— BEGIN —

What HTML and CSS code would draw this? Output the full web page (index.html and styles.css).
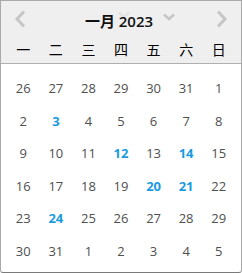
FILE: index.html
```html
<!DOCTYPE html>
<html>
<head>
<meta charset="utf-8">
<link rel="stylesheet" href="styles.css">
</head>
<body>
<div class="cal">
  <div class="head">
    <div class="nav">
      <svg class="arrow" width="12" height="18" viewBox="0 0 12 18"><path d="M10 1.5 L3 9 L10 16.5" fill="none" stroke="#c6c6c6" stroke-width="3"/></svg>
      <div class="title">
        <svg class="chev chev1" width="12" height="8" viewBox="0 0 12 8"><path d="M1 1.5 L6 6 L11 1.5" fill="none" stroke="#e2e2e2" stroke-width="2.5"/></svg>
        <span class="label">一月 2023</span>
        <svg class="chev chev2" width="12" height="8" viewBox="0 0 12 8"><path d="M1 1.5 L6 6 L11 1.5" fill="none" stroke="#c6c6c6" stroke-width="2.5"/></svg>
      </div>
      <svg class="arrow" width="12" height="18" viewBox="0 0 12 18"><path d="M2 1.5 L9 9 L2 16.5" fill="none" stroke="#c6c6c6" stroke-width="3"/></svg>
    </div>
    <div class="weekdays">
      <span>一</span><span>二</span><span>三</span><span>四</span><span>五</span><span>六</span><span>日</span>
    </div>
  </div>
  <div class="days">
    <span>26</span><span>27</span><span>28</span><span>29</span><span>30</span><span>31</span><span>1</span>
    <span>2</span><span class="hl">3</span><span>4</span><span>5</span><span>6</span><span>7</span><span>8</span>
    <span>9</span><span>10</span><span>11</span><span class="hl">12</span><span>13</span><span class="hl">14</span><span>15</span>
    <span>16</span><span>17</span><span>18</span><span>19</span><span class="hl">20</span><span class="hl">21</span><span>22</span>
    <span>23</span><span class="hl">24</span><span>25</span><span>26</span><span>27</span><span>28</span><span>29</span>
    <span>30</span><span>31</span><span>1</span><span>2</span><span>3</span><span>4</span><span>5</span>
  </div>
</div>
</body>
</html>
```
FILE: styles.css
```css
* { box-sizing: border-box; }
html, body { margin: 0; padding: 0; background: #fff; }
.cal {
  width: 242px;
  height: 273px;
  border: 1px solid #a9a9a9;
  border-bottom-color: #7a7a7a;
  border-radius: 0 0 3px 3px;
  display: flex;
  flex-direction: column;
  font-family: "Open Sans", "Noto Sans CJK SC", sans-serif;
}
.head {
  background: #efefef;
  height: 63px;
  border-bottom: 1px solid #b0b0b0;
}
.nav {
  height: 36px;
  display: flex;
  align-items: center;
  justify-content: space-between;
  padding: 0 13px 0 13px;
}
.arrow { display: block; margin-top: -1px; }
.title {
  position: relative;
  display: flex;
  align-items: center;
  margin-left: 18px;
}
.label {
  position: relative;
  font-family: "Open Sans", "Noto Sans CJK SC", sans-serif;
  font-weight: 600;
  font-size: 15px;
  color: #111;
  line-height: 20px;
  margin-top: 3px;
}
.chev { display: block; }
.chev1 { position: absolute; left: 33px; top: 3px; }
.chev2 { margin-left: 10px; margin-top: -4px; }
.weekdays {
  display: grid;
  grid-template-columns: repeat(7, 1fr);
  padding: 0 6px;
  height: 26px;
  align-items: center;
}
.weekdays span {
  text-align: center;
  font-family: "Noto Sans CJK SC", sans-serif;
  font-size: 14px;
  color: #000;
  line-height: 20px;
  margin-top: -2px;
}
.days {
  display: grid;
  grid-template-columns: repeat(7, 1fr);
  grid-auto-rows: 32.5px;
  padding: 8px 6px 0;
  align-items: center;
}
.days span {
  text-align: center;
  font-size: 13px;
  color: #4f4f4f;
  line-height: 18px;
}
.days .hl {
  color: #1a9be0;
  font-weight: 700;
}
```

— END —
— BEGIN —

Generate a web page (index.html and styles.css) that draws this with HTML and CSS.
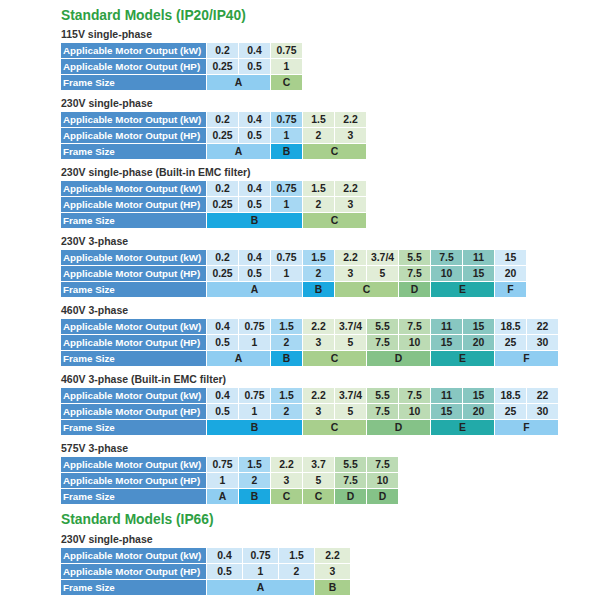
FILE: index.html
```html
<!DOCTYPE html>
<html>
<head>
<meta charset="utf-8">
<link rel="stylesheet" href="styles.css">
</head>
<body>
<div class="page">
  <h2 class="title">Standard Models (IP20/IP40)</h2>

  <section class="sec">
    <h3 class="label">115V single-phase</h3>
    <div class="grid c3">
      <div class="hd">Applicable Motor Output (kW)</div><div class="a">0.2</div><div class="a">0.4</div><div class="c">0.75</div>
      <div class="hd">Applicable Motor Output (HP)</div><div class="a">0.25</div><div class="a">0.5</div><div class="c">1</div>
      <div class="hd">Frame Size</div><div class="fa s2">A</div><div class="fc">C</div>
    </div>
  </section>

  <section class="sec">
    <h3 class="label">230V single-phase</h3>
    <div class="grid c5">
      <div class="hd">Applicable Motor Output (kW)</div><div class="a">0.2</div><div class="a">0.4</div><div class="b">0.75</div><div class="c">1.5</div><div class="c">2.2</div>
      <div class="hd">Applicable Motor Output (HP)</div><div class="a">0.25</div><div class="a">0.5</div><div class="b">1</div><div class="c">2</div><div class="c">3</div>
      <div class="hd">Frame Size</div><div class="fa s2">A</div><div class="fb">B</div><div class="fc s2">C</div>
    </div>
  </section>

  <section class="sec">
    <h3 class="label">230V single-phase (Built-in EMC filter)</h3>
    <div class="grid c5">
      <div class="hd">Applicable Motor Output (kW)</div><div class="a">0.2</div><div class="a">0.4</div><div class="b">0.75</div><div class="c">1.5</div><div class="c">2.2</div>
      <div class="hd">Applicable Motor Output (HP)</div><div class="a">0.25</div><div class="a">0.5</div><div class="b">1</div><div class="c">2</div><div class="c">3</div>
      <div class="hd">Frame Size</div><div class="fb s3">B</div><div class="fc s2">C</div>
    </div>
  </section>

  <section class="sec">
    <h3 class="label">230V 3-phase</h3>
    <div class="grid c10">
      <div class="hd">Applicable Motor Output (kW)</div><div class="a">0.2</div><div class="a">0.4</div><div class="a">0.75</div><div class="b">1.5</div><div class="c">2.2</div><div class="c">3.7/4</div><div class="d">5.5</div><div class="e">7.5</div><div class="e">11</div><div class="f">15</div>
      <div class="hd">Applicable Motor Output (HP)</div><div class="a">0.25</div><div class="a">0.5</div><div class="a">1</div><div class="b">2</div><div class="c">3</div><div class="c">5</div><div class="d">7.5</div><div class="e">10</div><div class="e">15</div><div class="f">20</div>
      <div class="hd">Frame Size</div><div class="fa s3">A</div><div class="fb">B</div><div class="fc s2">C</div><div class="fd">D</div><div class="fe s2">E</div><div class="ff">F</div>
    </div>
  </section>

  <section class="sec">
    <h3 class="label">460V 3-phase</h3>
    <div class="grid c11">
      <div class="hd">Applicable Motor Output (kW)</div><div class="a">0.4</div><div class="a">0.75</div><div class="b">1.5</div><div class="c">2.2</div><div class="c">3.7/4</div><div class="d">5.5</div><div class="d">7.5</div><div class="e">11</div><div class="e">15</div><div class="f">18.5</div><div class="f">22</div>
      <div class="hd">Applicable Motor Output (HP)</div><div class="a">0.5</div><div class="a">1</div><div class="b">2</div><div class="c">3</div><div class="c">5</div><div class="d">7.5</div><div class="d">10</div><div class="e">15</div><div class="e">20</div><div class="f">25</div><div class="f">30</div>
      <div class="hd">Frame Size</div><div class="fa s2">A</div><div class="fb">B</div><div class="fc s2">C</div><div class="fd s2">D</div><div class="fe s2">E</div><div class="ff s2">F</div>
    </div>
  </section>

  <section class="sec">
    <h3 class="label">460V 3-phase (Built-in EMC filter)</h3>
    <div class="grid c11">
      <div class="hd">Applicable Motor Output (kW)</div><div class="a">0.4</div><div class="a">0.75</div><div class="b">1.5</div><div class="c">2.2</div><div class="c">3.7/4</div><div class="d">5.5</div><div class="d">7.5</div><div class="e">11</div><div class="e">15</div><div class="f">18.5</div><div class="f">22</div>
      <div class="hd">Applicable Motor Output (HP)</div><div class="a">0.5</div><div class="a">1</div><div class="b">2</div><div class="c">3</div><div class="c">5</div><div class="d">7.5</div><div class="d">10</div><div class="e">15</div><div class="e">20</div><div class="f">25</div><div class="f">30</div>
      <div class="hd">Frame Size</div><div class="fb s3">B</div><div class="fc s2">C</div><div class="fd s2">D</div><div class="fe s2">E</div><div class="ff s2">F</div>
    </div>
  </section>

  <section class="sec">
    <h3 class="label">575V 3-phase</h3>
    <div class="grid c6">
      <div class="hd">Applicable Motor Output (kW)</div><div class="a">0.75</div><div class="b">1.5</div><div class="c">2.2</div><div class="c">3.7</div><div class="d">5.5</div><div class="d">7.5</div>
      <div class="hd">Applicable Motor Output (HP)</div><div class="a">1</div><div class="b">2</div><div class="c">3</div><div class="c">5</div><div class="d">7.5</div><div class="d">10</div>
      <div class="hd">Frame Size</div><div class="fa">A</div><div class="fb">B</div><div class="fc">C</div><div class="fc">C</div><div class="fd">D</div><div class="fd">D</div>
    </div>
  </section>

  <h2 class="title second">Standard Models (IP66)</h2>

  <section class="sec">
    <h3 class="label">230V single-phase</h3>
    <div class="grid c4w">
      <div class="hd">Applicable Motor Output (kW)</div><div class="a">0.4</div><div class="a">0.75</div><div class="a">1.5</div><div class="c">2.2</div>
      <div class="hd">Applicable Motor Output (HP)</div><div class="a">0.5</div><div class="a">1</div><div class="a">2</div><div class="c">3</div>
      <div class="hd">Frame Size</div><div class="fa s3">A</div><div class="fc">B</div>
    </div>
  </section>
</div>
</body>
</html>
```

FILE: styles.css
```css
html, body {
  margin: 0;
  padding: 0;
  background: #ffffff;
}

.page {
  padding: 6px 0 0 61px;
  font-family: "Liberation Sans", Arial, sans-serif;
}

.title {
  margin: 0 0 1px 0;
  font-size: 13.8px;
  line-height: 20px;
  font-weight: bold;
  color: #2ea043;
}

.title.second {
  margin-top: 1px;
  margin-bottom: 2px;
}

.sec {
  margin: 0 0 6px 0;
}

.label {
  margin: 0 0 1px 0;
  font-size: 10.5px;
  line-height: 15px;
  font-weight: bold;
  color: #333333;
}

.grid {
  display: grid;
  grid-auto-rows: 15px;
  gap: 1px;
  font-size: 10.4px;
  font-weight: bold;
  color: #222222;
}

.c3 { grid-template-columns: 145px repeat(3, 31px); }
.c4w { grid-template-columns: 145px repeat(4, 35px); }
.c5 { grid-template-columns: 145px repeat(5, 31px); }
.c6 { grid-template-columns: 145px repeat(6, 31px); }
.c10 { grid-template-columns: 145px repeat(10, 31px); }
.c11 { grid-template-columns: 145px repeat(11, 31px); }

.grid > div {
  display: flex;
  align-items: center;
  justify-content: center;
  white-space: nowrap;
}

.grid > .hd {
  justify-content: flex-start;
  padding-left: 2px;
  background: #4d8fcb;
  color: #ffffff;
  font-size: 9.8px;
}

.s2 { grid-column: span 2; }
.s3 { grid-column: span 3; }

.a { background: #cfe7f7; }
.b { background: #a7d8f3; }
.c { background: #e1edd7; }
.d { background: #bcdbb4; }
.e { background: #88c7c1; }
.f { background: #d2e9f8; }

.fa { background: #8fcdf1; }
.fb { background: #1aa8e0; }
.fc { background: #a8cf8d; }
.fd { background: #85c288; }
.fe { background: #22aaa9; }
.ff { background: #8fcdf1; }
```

— END —
— BEGIN —

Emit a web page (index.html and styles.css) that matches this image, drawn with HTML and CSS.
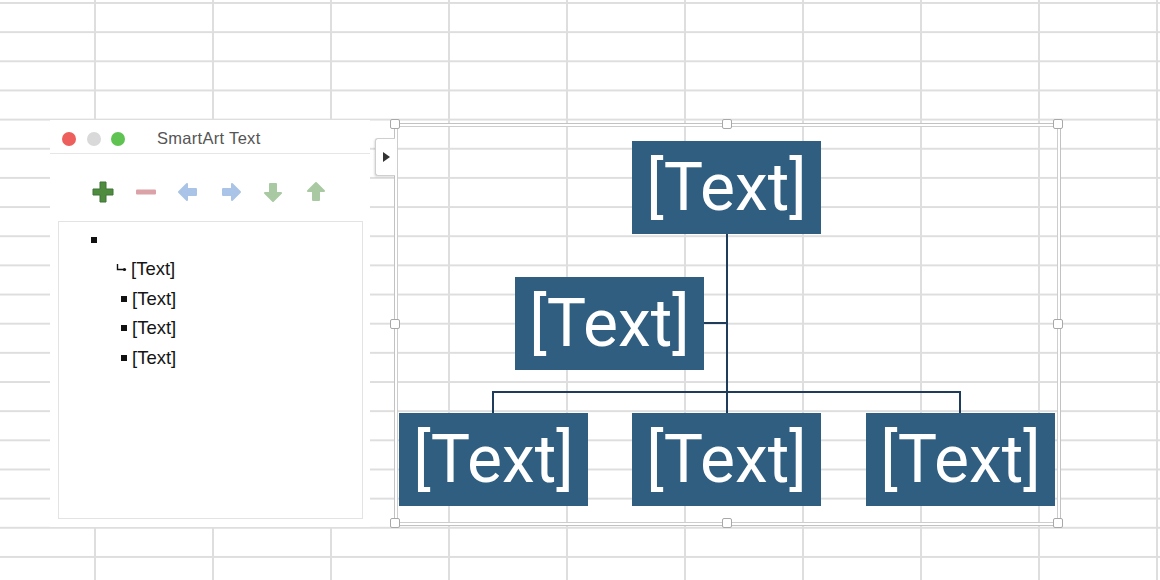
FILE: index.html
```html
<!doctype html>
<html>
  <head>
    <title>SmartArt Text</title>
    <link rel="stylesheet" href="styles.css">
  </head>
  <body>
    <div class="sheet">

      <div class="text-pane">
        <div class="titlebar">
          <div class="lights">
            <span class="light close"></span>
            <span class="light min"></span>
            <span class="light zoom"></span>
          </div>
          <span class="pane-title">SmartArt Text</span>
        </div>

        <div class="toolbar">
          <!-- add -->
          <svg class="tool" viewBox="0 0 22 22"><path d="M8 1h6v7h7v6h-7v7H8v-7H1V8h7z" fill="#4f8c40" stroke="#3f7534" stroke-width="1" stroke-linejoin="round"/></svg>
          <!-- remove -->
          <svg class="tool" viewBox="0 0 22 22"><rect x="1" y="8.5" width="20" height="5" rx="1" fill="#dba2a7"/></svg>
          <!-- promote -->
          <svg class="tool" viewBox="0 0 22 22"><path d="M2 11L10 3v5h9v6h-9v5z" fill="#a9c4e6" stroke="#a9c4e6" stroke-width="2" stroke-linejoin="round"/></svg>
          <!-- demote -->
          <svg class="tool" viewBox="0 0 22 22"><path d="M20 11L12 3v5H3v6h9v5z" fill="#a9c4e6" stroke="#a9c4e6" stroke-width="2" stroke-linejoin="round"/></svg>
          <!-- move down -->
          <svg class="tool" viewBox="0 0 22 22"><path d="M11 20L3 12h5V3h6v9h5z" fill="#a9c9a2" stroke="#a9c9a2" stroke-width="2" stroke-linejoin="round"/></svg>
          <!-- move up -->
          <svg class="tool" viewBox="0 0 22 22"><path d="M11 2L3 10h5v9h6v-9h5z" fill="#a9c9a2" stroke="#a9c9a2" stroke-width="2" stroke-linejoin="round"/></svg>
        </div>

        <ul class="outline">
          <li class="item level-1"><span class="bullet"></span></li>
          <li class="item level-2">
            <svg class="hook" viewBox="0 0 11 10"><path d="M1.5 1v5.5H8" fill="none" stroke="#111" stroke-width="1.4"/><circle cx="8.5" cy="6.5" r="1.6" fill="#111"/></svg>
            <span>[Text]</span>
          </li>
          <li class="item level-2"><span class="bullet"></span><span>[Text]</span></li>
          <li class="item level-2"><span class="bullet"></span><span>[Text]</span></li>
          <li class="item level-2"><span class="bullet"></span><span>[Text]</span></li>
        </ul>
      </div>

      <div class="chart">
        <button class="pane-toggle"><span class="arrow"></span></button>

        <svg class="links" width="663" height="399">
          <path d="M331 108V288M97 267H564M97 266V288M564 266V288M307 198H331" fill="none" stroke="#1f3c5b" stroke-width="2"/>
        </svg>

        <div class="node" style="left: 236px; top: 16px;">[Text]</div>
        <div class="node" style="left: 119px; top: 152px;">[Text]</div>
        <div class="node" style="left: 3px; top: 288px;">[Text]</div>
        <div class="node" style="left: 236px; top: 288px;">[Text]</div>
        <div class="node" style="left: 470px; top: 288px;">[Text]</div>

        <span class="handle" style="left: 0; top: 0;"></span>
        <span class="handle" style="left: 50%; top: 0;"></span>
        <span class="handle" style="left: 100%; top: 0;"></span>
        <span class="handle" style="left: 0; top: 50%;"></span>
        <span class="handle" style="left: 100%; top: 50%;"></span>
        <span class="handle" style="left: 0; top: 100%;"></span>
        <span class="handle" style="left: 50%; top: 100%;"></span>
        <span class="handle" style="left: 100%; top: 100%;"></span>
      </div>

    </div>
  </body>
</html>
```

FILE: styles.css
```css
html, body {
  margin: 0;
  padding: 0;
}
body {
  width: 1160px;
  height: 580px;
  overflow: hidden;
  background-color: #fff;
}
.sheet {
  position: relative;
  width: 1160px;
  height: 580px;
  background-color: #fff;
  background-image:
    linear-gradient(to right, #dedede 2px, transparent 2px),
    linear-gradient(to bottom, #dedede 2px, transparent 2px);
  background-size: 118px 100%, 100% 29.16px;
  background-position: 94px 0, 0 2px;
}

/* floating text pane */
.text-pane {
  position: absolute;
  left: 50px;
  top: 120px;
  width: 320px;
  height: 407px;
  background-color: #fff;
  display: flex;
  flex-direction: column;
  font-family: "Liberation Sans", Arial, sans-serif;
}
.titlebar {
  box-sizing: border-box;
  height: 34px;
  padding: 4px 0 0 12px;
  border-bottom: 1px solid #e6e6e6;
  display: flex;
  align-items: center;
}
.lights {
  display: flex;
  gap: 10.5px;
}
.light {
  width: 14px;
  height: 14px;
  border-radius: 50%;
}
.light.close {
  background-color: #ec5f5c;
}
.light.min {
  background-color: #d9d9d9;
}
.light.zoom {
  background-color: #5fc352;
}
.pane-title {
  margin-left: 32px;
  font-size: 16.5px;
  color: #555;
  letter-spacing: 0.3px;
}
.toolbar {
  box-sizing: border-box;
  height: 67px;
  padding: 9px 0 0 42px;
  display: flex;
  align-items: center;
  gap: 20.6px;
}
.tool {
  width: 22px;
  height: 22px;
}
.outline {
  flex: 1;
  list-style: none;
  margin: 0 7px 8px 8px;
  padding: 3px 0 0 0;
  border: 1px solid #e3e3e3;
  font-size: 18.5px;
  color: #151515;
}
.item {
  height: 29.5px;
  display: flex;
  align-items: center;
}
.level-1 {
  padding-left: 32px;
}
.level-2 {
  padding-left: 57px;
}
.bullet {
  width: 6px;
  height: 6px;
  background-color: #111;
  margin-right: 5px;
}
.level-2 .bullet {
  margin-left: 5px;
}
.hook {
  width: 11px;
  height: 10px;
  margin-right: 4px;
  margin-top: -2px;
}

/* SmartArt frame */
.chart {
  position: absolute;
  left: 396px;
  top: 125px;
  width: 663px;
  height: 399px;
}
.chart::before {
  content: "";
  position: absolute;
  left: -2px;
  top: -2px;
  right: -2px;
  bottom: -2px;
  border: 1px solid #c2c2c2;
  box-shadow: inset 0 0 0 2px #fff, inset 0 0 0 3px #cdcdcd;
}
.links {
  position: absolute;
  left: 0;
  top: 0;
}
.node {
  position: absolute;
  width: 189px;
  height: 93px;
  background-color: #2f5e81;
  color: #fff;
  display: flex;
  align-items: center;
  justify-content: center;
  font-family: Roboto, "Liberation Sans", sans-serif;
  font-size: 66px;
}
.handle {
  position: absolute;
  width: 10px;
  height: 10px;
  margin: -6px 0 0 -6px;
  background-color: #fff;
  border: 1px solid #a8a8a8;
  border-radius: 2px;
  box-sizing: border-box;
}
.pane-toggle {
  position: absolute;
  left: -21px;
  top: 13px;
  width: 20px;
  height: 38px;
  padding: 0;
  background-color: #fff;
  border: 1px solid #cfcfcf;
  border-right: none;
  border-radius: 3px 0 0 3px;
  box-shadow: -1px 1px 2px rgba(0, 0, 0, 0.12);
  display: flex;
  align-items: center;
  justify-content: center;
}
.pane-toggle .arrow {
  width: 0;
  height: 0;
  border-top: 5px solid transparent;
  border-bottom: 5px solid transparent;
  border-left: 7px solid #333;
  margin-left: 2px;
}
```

— END —

Problem: Only a number is wanted: how many lines above include "this"?

Response below: 3